1) In London on the countdown, they could've blown up St. Steven's Tower (The one with Big Ben in it) and knocked it on to the London Eye which then goes bobbing down the Thames knocking through bridges - since I’m feeling kind, every moron that drives into the Thames I think a £10 Should be donated to charity – Sub-equatorial African debt, solved!


2)Screw with everybody's watches and clocks so they all countdown to New Year at a slightly different time thus making a 'Mexican Wave' effect across England of people saying Happy New Year late. And make all the clocks chime an extra hour at 11pm, and tell them they were all an hour late anyway, just for spite.


3) Aliens Abduct France - oh come on you know you want it to happen and the world is a better place without it.


4) Tell People it's 1972 just for the fun of it and tell them they've been in a coma so long that time went backwards and they just don't remember any of it so now we are in 1973 going to 1972 - And if anyone believes that they are officially nearly as stupid as Bush and as a result should be forced to play Chicken with the tide of the Sea. Thus England's average IQ Goes up.


5) Hand out a New Year's Eve Darwin Awards to see who can 'remove' themselves from the population in the most interesting way before midnight. In which case if you tried to kill yourself before midnight and didn't succeed you have actually managed to fail at failing - well done you've sunk so low you're a success!


6) Create a Giant Homeless Cannon and fire the homeless at Politicians - 2 Problems Sorted in One, and you might get to validly use the phrase ‘Boom...Headshot’.


7) Just for fun – Give Barry Scott, George Bush, Tony Blair (Edit 15/06/09: Read Cyclops a.k.a Gordon Brown for a more contemporary political poigniance), Britney Spears, All Reality TV contestants and the staff at Orange Battle Royale collars and detonate them at the instant an annoying / stupid / bullshit / any / confrontational comment is made (respectively)...And it makes for nice cheap fireworks.

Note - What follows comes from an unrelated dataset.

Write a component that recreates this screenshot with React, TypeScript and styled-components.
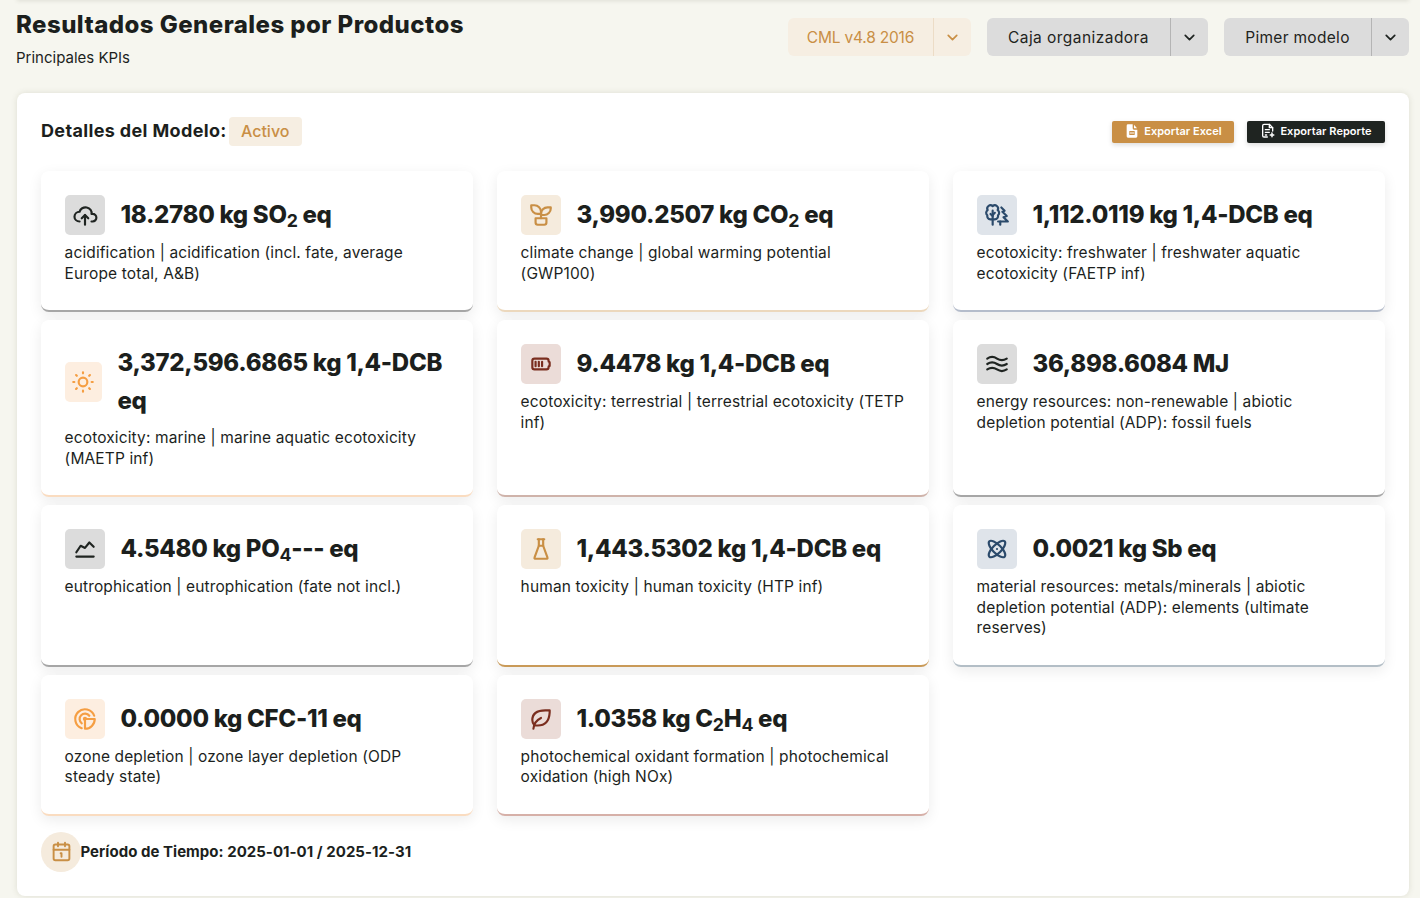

Look at the problems I solved: Killed a few morons, destroyed priceless English landmarks, solved African debt, screwed up the countdown and confused the gullible into thinking it's 1972, wiped France off the map, raised England's average IQ, Handed out a Darwin Award, made the Failures of suicide into successes, used the homeless as Ammunition, wasted a Few Politicians and killed many ‘celebrities’ and Orange staff and managed to recreate a Battle Royale situation, and made cheap fireworks.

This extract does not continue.